Earlier this week, the CIPD launched its #FlexFrom1st campaign calling for requesting flexible working to become a day-one right. Its own research revealed that almost half (46 per cent) of employees say they do not have access to flexible working arrangements.

Experts are calling for employers to continue flexible working beyond the pandemic, but to also be aware of the differences of flexible and remote working. 

Mandy Garner, managing editor of WM People, agrees that flexibility has been “crucial” throughout the pandemic.

“Flexible working has, for many years, been the number-one demand of working parents, and many women have left their jobs or found it difficult to get back into the workforce because of the lack of it,” she says. 

“It’s clear, however, that the demand for flexible working from parents – and many others – is there. It would be a pity if we emerged from Covid and returned to pre-lockdown ways of working, when they clearly don't work for a great many people."

Chris Parke, chief executive of Talking Talent, advises employers to talk to parents about how they can best support them to have a healthy work-life balance. However, he says, businesses must understand that remote working isn’t the same as flexible working.

“Being at home all day does not offer working parents any more flexibility when it comes to balancing jobs and home – in fact, it blurs the lines,” he says.

“Even though remote working does have its benefits, it has also triggered another conflict. Without the clear distinction of being at work and being at home, working parents have faced juggling the responsibilities of both, whilst being in the same environment. Any companies not offering the right support and company culture could find their high-talent individuals eschew them in favour of more forward-thinking firms.”

Jane van Zyl, chief executive of work-life balance charity Working Families, said: “It’s becoming abundantly clear that there’s no going back to business as usual in a post-Covid working world. Employers have realised that many more jobs can be done flexibly than had ever been considered before, and now is the time for these employers to invest in creating long-term strategies to support robust flexible and family-friendly policies and practices. 
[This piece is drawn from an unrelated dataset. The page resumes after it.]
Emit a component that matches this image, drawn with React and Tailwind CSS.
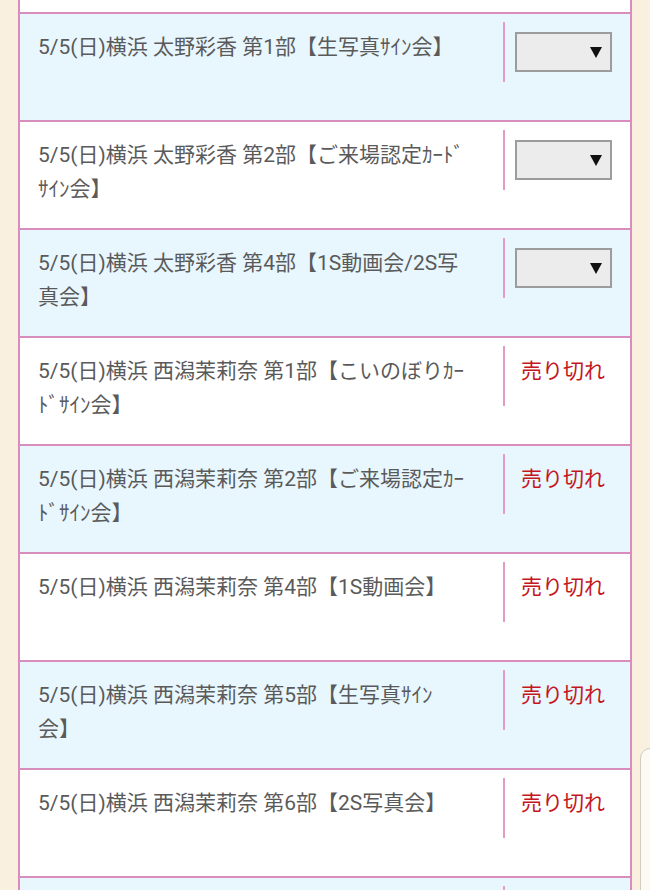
import React from "react";

const rows = [
  { title: "5/5(日)横浜 太野彩香 第1部【生写真ｻｲﾝ会】", open: true },
  { title: "5/5(日)横浜 太野彩香 第2部【ご来場認定ｶｰﾄﾞｻｲﾝ会】", open: true },
  { title: "5/5(日)横浜 太野彩香 第4部【1S動画会/2S写真会】", open: true },
  { title: "5/5(日)横浜 西潟茉莉奈 第1部【こいのぼりｶｰﾄﾞｻｲﾝ会】", open: false },
  { title: "5/5(日)横浜 西潟茉莉奈 第2部【ご来場認定ｶｰﾄﾞｻｲﾝ会】", open: false },
  { title: "5/5(日)横浜 西潟茉莉奈 第4部【1S動画会】", open: false },
  { title: "5/5(日)横浜 西潟茉莉奈 第5部【生写真ｻｲﾝ会】", open: false },
  { title: "5/5(日)横浜 西潟茉莉奈 第6部【2S写真会】", open: false },
];

function QtySelect() {
  return (
    <div className="mt-[10px] ml-[10px] w-[97px] h-[40px] bg-[#ececec] border-2 border-[#9c9c9c] flex items-center justify-end pr-[8px]">
      <svg width="12" height="11" viewBox="0 0 12 11">
        <path d="M0 0 H12 L6 11 Z" fill="#111" />
      </svg>
    </div>
  );
}

function Row({ title, open, blue }) {
  return (
    <div className={`flex h-[108px] border-b-2 border-[#d98cbe] ${blue ? "bg-[#e8f6fd]" : "bg-white"}`}>
      <p className="flex-1 pl-[18px] pr-[39px] pt-4 text-[21px] leading-[34px] text-[#5a5a5a] [text-spacing-trim:space-all]">
        {title}
      </p>
      <div className="w-[127px] shrink-0 mt-2 h-[60px] border-l-2 border-[#e69bcb]">
        {open === true && <QtySelect />}
        {open === false && (
          <div className="pl-[16px] pt-2 text-[21px] leading-[34px] text-[#c4161c]">売り切れ</div>
        )}
      </div>
    </div>
  );
}

export default function App() {
  return (
    <div
      className="relative h-[890px] overflow-hidden bg-[#f9f0e0]"
      style={{ fontFamily: 'Roboto, "Noto Sans CJK JP", sans-serif' }}
    >
      <div className="mx-[18px] border-x-2 border-[#d98cbe]">
        {/* tail of the row above */}
        <div className="h-[14px] bg-white border-b-2 border-[#d98cbe]" />
        {rows.map((r, i) => (
          <Row key={i} {...r} blue={i % 2 === 0} />
        ))}
        {/* next row, only its top edge is on screen */}
        <Row title="" open={null} blue />
      </div>

      {/* floating panel peeking in from the right */}
      <div className="absolute left-[640px] top-[748px] w-[40px] h-[200px] rounded-tl-[10px] border border-[#cfcac2] bg-[#fdfaf4]" />
    </div>
  );
}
“An increase in high-quality, flexible jobs will not only help employers increase their productivity, talent attraction, and diversity—but it will also help the long-term economic recovery of the UK by opening the labour market to those who were previously shut out by inflexibility.”

Denise Priest, director of employer partnerships at Bright Horizons, said: “2020 has been truly extraordinary, with staff doing triple time as employees, parents and in-home teachers. As normality returns, there seems to be disagreement between some organisations and their workers about what normality should mean.

“The hidden hazard now for employers is that new expectations sit below the surface like an iceberg. This survey strongly suggests that when some degree of economic certainty returns, highly valued staff will judge their companies on how they supported them during the crisis.”